Saint Maud Blu-Ray review

Saint Maud, the quite extraordinary debut film from writer-director Rose Glass arrives on Blu-ray and DVD this week. Brilliantly towing the line between psychological drama and body horror, the film is a brief yet brutal exploration of faith, mental health, and loneliness, featuring two wonderful central performances from Morfydd Clark and Jennifer Ehle.

Maud (Morfydd Clark) is a private palliative care nurse, sent to work for Amanda (Jennifer Ehle) a former dancer and choreographer who is dying from terminal cancer. An intensely devout young woman, Maud has recently come to believe that she has been communing with God, whose presence she feels in agonising and ecstatic seizures. She becomes convinced that God has sent her to save Amanda’s soul.

Amanda finds a small measure of amusement in Maud. The two become friendly during their repetitive daily routine, and Amanda playfully refers to Maud as her saviour. Maud however, truly believes it. Her obsession and devotion is all consuming, and she demonstrates this to her Lord through mortification of the flesh, in ways that will make you squirm in your seat.

There are echoes of early Polanski, Bergman, and even Scorsese in Saint Maud. The film explores the similar themes of loneliness, social alienation, mental health, and frenzied religious piety seen in the likes of Repulsion, The Silence, and Taxi Driver. Maud is a person out of kilter with the rest of the world, driven by obsession, and isolated as a result.

Through Glass’s keenly observed script, and Clark’s sensational performance, the film works on one level as an intense psychological character study. We are teased with glimpses of a horrifying medical incident from the past that preceded Maud’s fervent devotion. An incident that fractured her mind and soul and led her on this path.

The director, however, takes it to another level. Maud’s religious seizures (godgasms as Glass refers to them in the special features) have something otherworldly about them. Physical contortions, glimpsed only for a second, hinting at the inhuman. Has Maud truly been possessed by God? Or is something else more sinister working through her? Or is it all in her mind?

The way in which Glass maintains this ambiguity for so long is wonderfully done. The stylistic choices, from the cinematography, the production design, and the incredible score, all add to the deeply unsettling atmosphere and sense of foreboding. As the viewer you’re never quite sure, because underneath all the zealotry, Maud isn’t quite sure either, and that’s where it gets scary. And believe me, it really does get scary. The final ten minutes of this film will live long in the memory.

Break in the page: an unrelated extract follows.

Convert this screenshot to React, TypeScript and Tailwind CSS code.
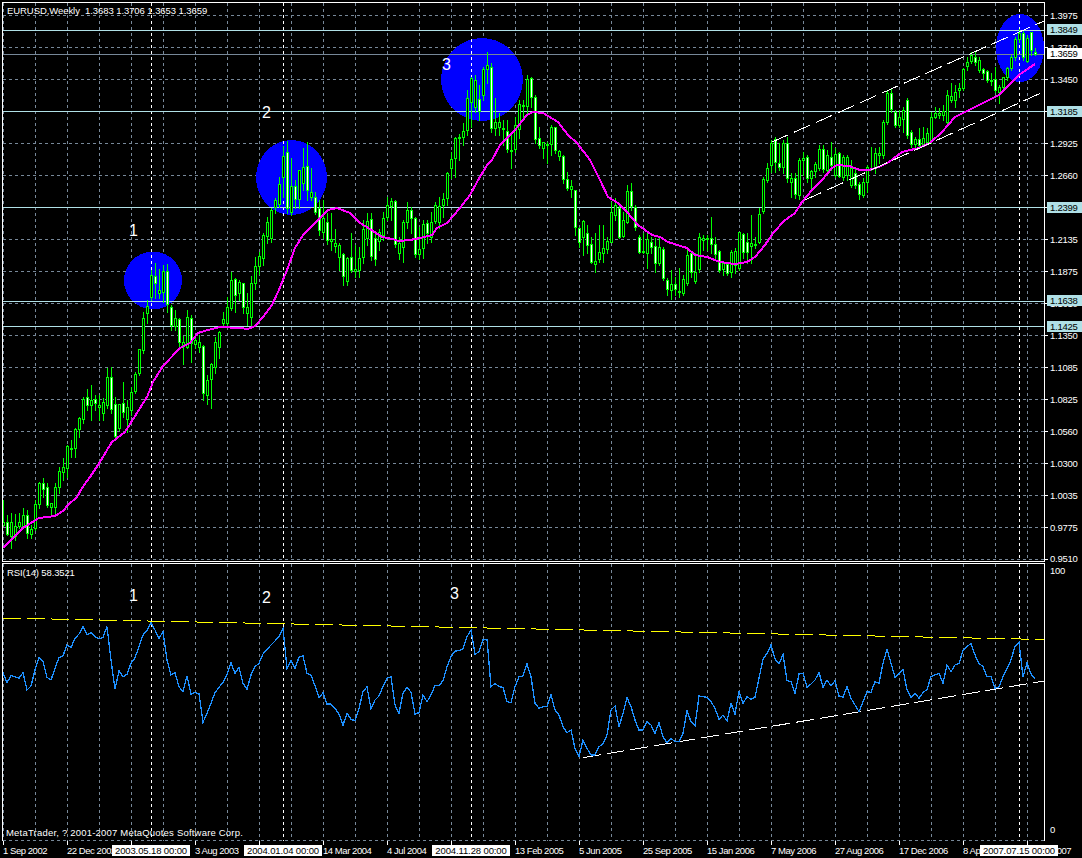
// EURUSD weekly chart, MetaTrader style. All chart numbers are page pixels.
const priceRows = [
  '1.3975', '1.3710', '1.3450', '1.3185', '1.2925', '1.2660', '1.2400', '1.2135', '1.1875',
  '1.1610', '1.1350', '1.1085', '1.0825', '1.0560', '1.0300', '1.0035', '0.9775',
];

// empty cells are the dates that sit fully under a crosshair tag
const timeLabels = [
  '1 Sep 2002', '22 Dec 2002', '', '3 Aug 2003', '', '14 Mar 2004', '4 Jul 2004',
  '', '13 Feb 2005', '5 Jun 2005', '25 Sep 2005', '15 Jan 2006', '7 May 2006', '27 Aug 2006',
  '17 Dec 2006', '8 Apr 2007', '29 Jul 2007',
];

const gridY = [15, 47, 79, 111, 143, 175, 207, 239, 271, 303, 335, 367, 399, 431, 463, 495, 527, 559];
const gridX = Array.from({ length: 33 }, (_, i) => 3 + 32 * i);
const crossX = [151, 283, 471, 1019];
const levels = [30, 111, 207, 301, 326];

// x, high, body top, body bottom, low, white body
const bars: number[][] = [
  [3,500,522,525,525,0],[7,515,522,534,535,1],[11,513,522,536,548,0],[15,514,526,536,540,0],[19,513,522,526,528,0],[23,508,515,527,528,0],[27,510,515,533,538,1],[31,525,529,534,538,0],
  [35,500,504,528,530,0],[39,482,483,504,508,0],[43,478,483,489,497,1],[47,483,487,505,507,1],[51,503,503,507,515,0],[55,483,487,507,515,0],[59,467,471,487,493,0],[63,458,467,472,480,0],
  [67,445,446,468,477,0],[71,440,448,449,457,0],[75,428,429,448,457,0],[79,417,418,429,437,0],[83,397,399,419,423,0],[87,389,397,405,410,1],[91,385,400,405,420,0],[95,395,399,403,410,1],
  [99,395,405,407,420,0],[103,398,402,413,420,0],[107,368,377,405,408,0],[111,367,377,409,413,1],[115,397,404,436,437,1],[119,404,404,428,430,0],[123,382,403,412,417,1],[127,400,407,419,432,0],
  [131,387,392,410,415,0],[135,372,374,391,393,0],[139,349,349,373,375,0],[143,312,318,350,353,0],[147,300,306,313,323,0],[151,270,275,297,300,0],[155,263,276,283,298,1],[159,269,290,293,298,0],
  [163,265,271,292,302,0],[167,264,271,304,312,1],[171,305,307,325,330,1],[175,310,318,326,330,0],[179,318,319,342,347,1],[183,336,342,346,364,0],[187,310,317,347,348,0],[191,315,318,343,362,1],
  [195,336,340,344,348,0],[199,335,342,347,352,0],[203,345,346,393,400,1],[207,375,380,395,404,0],[211,363,364,379,408,0],[215,337,342,367,373,0],[219,331,332,347,358,0],[223,312,319,323,327,0],
  [227,297,307,323,326,0],[231,272,280,308,310,0],[235,278,279,295,312,1],[239,280,282,293,300,0],[243,283,283,307,313,1],[247,293,307,313,325,0],[251,276,283,317,327,0],[255,257,266,283,289,0],
  [259,252,256,266,274,0],[263,233,235,258,265,0],[267,217,222,236,243,0],[271,208,210,238,242,0],[275,198,200,207,213,0],[279,177,184,204,207,0],[283,146,156,177,197,0],[287,141,152,208,213,1],
  [291,158,186,212,215,0],[295,180,186,199,208,1],[299,170,170,199,208,0],[303,148,167,183,190,0],[307,142,166,190,200,1],[311,168,192,197,200,0],[315,192,197,212,214,1],[319,200,208,230,235,1],
  [323,200,218,232,238,0],[327,213,222,240,244,1],[331,213,239,241,250,0],[335,229,243,246,252,0],[339,243,245,257,270,0],[343,253,254,276,285,1],[347,257,258,281,285,0],[351,233,257,270,272,1],
  [355,245,269,271,277,0],[359,247,258,270,277,0],[363,220,229,257,263,0],[367,213,221,238,245,0],[371,213,219,256,260,1],[375,232,238,259,265,1],[379,229,232,241,250,0],[383,212,218,235,240,0],
  [387,197,205,217,220,0],[391,198,201,206,220,0],[395,200,201,244,247,1],[399,237,243,253,259,0],[403,220,222,247,262,0],[407,202,210,222,228,0],[411,207,210,218,233,1],[415,217,218,254,257,1],
  [419,227,249,254,259,0],[423,220,224,248,258,0],[427,220,223,233,243,1],[431,212,222,237,242,0],[435,202,205,221,223,0],[439,197,206,222,228,0],[443,193,199,205,217,0],[447,172,173,198,205,0],
  [451,152,159,168,178,0],[455,137,138,158,177,0],[459,134,137,138,160,0],[463,123,131,137,145,0],[467,90,98,130,135,0],[471,77,78,102,127,0],[475,75,80,107,112,0],[479,85,99,111,120,1],
  [483,67,69,95,100,0],[487,52,65,69,83,0],[491,63,67,128,132,1],[495,98,122,128,135,0],[499,113,122,127,135,0],[503,120,128,129,145,0],[507,120,131,149,152,1],[511,135,150,151,168,0],
  [515,117,125,149,152,0],[519,100,104,129,138,0],[523,100,105,106,120,0],[527,75,79,106,115,0],[531,77,78,97,107,1],[535,95,97,139,143,1],[539,127,138,145,148,1],[543,142,142,148,158,0],
  [547,142,144,145,163,0],[551,125,127,144,155,0],[555,127,127,150,153,1],[559,150,151,156,160,0],[563,155,156,179,183,1],[567,172,179,188,190,1],[571,180,186,189,197,0],[575,190,190,227,235,1],
  [579,227,228,242,247,1],[583,220,221,237,255,0],[587,225,233,245,253,1],[591,237,244,262,263,1],[595,233,261,264,272,0],[599,225,252,259,262,0],[603,225,248,253,262,0],[607,237,241,249,253,0],
  [611,202,212,242,242,0],[615,198,205,215,220,0],[619,205,208,237,238,1],[623,212,220,236,237,0],[627,185,191,222,223,0],[631,183,191,206,210,1],[635,205,207,227,230,1],[639,235,237,252,253,1],
  [643,233,251,252,253,0],[647,233,239,253,268,0],[651,237,242,247,253,1],[655,238,246,263,272,1],[659,238,247,263,265,0],[663,247,249,278,280,1],[667,278,280,289,295,1],[671,270,284,290,299,0],
  [675,277,284,289,295,1],[679,268,291,292,297,0],[683,275,279,293,295,0],[687,247,255,283,285,0],[691,252,253,272,277,1],[695,253,272,281,283,0],[699,233,237,269,272,0],[703,235,238,240,250,0],
  [707,235,238,239,250,0],[711,217,238,244,253,1],[715,237,244,254,260,1],[719,250,251,270,272,1],[723,262,263,269,275,0],[727,262,264,273,275,1],[731,250,252,272,277,0],[735,248,251,265,273,0],
  [739,232,232,268,270,0],[743,233,234,252,258,1],[747,233,242,252,263,1],[751,215,243,246,263,0],[755,237,244,245,248,0],[759,208,214,242,243,0],[763,177,179,211,213,0],[767,163,168,180,182,0],
  [771,140,143,165,172,0],[775,137,139,162,172,1],[779,143,163,167,170,1],[783,140,143,167,173,0],[787,137,143,178,182,1],[791,173,178,182,197,0],[795,173,178,194,198,1],[799,158,160,195,199,0],
  [803,152,158,160,175,0],[807,155,157,178,182,1],[811,170,171,178,188,0],[815,162,164,171,177,0],[819,145,149,168,170,0],[823,145,149,169,172,1],[827,150,155,170,173,0],[831,142,157,165,170,1],
  [835,148,154,175,177,0],[839,152,153,176,177,1],[843,155,157,177,180,0],[847,155,157,175,180,0],[851,160,168,185,187,0],[855,168,173,185,188,1],[859,182,184,194,199,1],[863,178,182,195,197,0],
  [867,165,167,182,192,0],[871,147,168,169,170,0],[875,148,153,167,173,0],[879,147,153,155,163,0],[883,120,122,155,158,0],[887,90,93,122,124,0],[891,88,93,109,112,1],[895,110,112,125,127,1],
  [899,110,117,125,127,0],[903,107,110,119,132,0],[907,98,100,135,138,1],[911,130,132,144,147,1],[915,137,139,144,148,0],[919,128,139,145,148,1],[923,127,138,144,145,0],[927,128,133,142,143,0],
  [931,112,117,141,143,0],[935,107,113,117,118,0],[939,108,113,115,118,0],[943,105,111,115,120,0],[947,90,95,122,123,0],[951,83,96,100,102,0],[955,85,92,100,107,0],[959,83,88,90,97,0],
  [963,68,69,88,90,0],[967,57,62,66,70,0],[971,52,55,61,63,0],[975,52,57,62,65,1],[979,57,60,70,72,0],[983,68,69,73,78,1],[987,70,71,80,82,1],[991,73,80,81,85,0],
  [995,67,79,90,92,1],[999,85,87,92,103,0],[1003,77,77,87,90,0],[1007,67,68,77,80,0],[1011,55,57,68,70,0],[1015,37,39,57,60,0],[1019,29,33,39,42,0],[1023,30,33,57,60,1],
  [1027,35,38,61,62,0],[1031,32,32,50,55,1],[1035,48,52,54,55,1],
];

// moving average, read off by hand
const maPoints = '3,548 23,528 39,518 55,516 63,511 68,505 77,497 82,488 90,477 100,462 107,450 112,442 125,432 137,413 147,397 153,382 163,366 180,348 190,343 198,333 208,330 220,327 240,328 248,329 255,326 263,317 272,305 278,292 283,280 287,270 295,248 303,235 315,223 328,210 337,208 350,213 360,223 370,229 382,237 393,239 398,241 410,240 420,238 432,235 437,228 447,223 460,208 470,195 477,182 487,165 492,160 500,145 515,130 527,115 533,112 543,113 558,122 568,135 577,143 590,160 600,180 608,197 618,203 627,212 638,225 652,235 660,237 668,242 687,248 695,255 707,257 720,262 735,264 747,262 755,257 765,245 774,232 784,221 795,213 802,202 812,190 822,180 832,168 837,165 849,166 860,170 869,170 879,167 889,162 902,152 919,148 930,143 942,132 955,117 975,107 989,100 999,95 1009,85 1019,75 1029,68 1035,64';

// RSI samples, one per bar from x=3, measured at 3x from y=560
const rsiRaw = [
  338,368,347,350,355,338,390,378,330,292,305,352,360,325,293,287,255,262,235,222,200,225,218,230,237,232,200,300,388,332,350,343,310,293,260,225,212,188,210,235,215,300,345,338,380,395,347,403,397,402,487,460,430,398,382,367,345,308,340,322,370,388,345,320,310,282,268,255,243,230,205,325,302,325,292,288,340,345,377,413,398,432,432,445,462,495,460,478,482,445,
  395,380,447,420,408,380,355,350,435,460,400,382,397,462,458,405,425,405,377,377,362,320,290,273,272,266,230,210,283,275,240,238,380,370,380,382,425,428,380,350,348,312,350,430,445,440,440,405,450,465,500,518,510,565,590,540,565,585,585,560,552,525,450,438,500,460,412,440,480,510,510,485,495,520,488,530,548,535,545,545,520,452,485,497,408,410,412,425,445,478,
  465,483,430,462,393,430,410,418,412,355,297,280,255,297,312,283,362,365,400,342,340,382,372,360,337,382,360,378,362,408,412,380,415,435,455,425,395,397,365,370,310,268,310,352,340,328,390,412,400,415,398,388,350,345,340,370,315,335,315,310,272,260,250,285,310,320,350,350,385,380,350,325,300,258,248,350,308,342,355,
];
const rsiPoints = rsiRaw.map((v, i) => `${3 + 4 * i},${(560 + v / 3).toFixed(1)}`).join(' ');

const priceTags = [
  { top: 'top-[24px]', text: '1.3849', tone: 'bg-[#b0e0e6]' },
  { top: 'top-[48px]', text: '1.3659', tone: 'bg-white' },
  { top: 'top-[106px]', text: '1.3185', tone: 'bg-[#b0e0e6]' },
  { top: 'top-[202px]', text: '1.2399', tone: 'bg-[#b0e0e6]' },
  { top: 'top-[295px]', text: '1.1638', tone: 'bg-[#b0e0e6]' },
  { top: 'top-[321px]', text: '1.1425', tone: 'bg-[#b0e0e6]' },
];

const timeTags = [
  { left: 'left-[112px]', text: '2003.05.18 00:00' },
  { left: 'left-[244px]', text: '2004.01.04 00:00' },
  { left: 'left-[432px]', text: '2004.11.28 00:00' },
  { left: 'left-[980px]', text: '2007.07.15 00:00' },
];

function VerticalGrid({ y1, y2 }: { y1: number; y2: number }) {
  return (
    <>
      {gridX.map((x) => (
        <line key={x} x1={x + 0.5} x2={x + 0.5} y1={y1} y2={y2} stroke="#778899" strokeDasharray="3 3" />
      ))}
    </>
  );
}

function Crosshairs({ y1, y2 }: { y1: number; y2: number }) {
  return (
    <>
      {crossX.map((x) => (
        <line key={x} x1={x + 0.5} x2={x + 0.5} y1={y1} y2={y2} stroke="#ffffff" strokeDasharray="3 3" />
      ))}
    </>
  );
}

function PriceChart() {
  return (
    <svg width={1041} height={558} viewBox="3 3 1041 558" shapeRendering="crispEdges" className="block">
      <VerticalGrid y1={3} y2={561} />
      {gridY.map((y) => (
        <line key={y} x1={3} x2={1044} y1={y + 0.5} y2={y + 0.5} stroke="#778899" strokeDasharray="3 3" />
      ))}
      <ellipse cx={153} cy={280.5} rx={29} ry={29} fill="#0000ff" />
      <ellipse cx={291.5} cy={177.5} rx={35.5} ry={37.5} fill="#0000ff" />
      <ellipse cx={482} cy={79.5} rx={41} ry={41.5} fill="#0000ff" />
      <ellipse cx={1020} cy={48} rx={24} ry={34} fill="#0000ff" />
      <Crosshairs y1={3} y2={561} />
      {levels.map((y) => (
        <line key={y} x1={3} x2={1044} y1={y + 0.5} y2={y + 0.5} stroke="#b0e0e6" />
      ))}
      <line x1={3} x2={1044} y1={54.5} y2={54.5} stroke="#778899" />
      {bars.map(([x, high, top, bottom, low, white]) => (
        <g key={x}>
          <rect x={x} y={high} width={1} height={low - high + 1} fill="#00ff00" />
          <rect x={x - 1} y={top} width={3} height={bottom - top + 1} fill="#00ff00" />
          {bottom - top > 1 && (
            <rect x={x} y={top + 1} width={1} height={bottom - top - 1} fill={white ? '#ffffff' : '#000000'} />
          )}
        </g>
      ))}
      <polyline points={maPoints} fill="none" stroke="#ff00ff" strokeWidth={2} />
      <line x1={772} y1={142} x2={1044} y2={21} stroke="#ffffff" strokeDasharray="18 6" />
      <line x1={805} y1={200} x2={1041} y2={93} stroke="#ffffff" strokeDasharray="18 6" />
    </svg>
  );
}

function RsiChart() {
  return (
    <svg width={1041} height={277} viewBox="3 564 1041 277" shapeRendering="crispEdges" className="block">
      <VerticalGrid y1={564} y2={841} />
      <line x1={3} x2={1044} y1={840.5} y2={840.5} stroke="#778899" strokeDasharray="3 3" />
      <Crosshairs y1={564} y2={841} />
      <line x1={3} y1={618} x2={1044} y2={639.5} stroke="#ffff00" strokeDasharray="18 6" />
      <line x1={583} y1={757.7} x2={1044} y2={681} stroke="#ffffff" strokeDasharray="18 6" />
      <polyline points={rsiPoints} fill="none" stroke="#1e90ff" strokeWidth={1.3} />
    </svg>
  );
}

function Mark({ pos, children }: { pos: string; children: string }) {
  return <span className={`absolute text-[16px] leading-none tracking-normal ${pos}`}>{children}</span>;
}

export default function App() {
  return (
    <div className="relative h-[858px] w-[1082px] overflow-hidden bg-black font-['Liberation_Sans',sans-serif] text-[9.5px] leading-[11px] tracking-[-0.25px] text-white">
      <div className="flex">
        <div className="w-[1045px] shrink-0 pl-[2px] pt-[2px]">
          <div className="relative border border-white">
            <PriceChart />
            <span className="absolute left-[4px] top-[2px] whitespace-pre tracking-[-0.07px]">EURUSD,Weekly  1.3683 1.3706 1.3653 1.3659</span>
            <Mark pos="left-[126px] top-[220px]">1</Mark>
            <Mark pos="left-[259px] top-[102px]">2</Mark>
            <Mark pos="left-[439px] top-[54px]">3</Mark>
          </div>
          <div className="relative mt-px border-x border-t border-white">
            <RsiChart />
            <span className="absolute left-[4px] top-[3px] tracking-[-0.13px]">RSI(14) 58.3521</span>
            <span className="absolute left-[3px] top-[263px] whitespace-pre tracking-[0.2px]">MetaTrader, ? 2001-2007 MetaQuotes Software Corp.</span>
            <Mark pos="left-[126px] top-[24px]">1</Mark>
            <Mark pos="left-[259px] top-[26px]">2</Mark>
            <Mark pos="left-[447px] top-[22px]">3</Mark>
          </div>
          <div className="ml-px flex tracking-[-0.45px]">
            {timeLabels.map((label, i) => (
              <div key={i} className="w-[64px] shrink-0">
                <div className="h-[4px] w-px bg-white" />
                <div className="whitespace-nowrap">{label}</div>
              </div>
            ))}
          </div>
        </div>

        <div className="w-[37px] shrink-0">
          <div className="-mt-px">
            {priceRows.map((price) => (
              <div key={price} className="flex h-[32px] items-start">
                <div className="mt-[16px] h-px w-[3px] bg-white" />
                <span className="ml-[2px] mt-[11px]">{price}</span>
              </div>
            ))}
            <div className="flex h-[21px] items-start">
              <div className="mt-[16px] h-px w-[3px] bg-white" />
              <span className="ml-[2px] mt-[10px]">0.9510</span>
            </div>
          </div>
          <div className="flex h-[277px] flex-col justify-between pb-[6px] pl-[5px] pt-px">
            <span>100</span>
            <span>0</span>
          </div>
        </div>
      </div>

      {priceTags.map((tag) => (
        <span
          key={tag.text}
          className={`absolute left-[1047px] h-[11px] w-[35px] pl-[3px] text-black ${tag.top} ${tag.tone}`}
        >
          {tag.text}
        </span>
      ))}
      {timeTags.map((tag) => (
        <span
          key={tag.text}
          className={`absolute top-[845px] h-[11px] w-[78px] bg-white text-center tracking-[-0.12px] text-black ${tag.left}`}
        >
          {tag.text}
        </span>
      ))}
    </div>
  );
}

The Blu-ray disc for this release comes with a feature length commentary from Rose Glass and editor Mark Towns. Maud and Amanda is a short behind the scenes featurette with the main cast and crew discussing the main characters. Creating the World is another brief behind the scenes clip, this time delving deeper into the artistic side of the production.

Constructing the Scene is an excellent little snippet, looking at how some of the visual effects scenes were accomplished. This comes with commentary from the director. Finally, there is a 30-minute virtual Q&A with Rose Glass, moderated by Telegraph film critic Robbie Collin.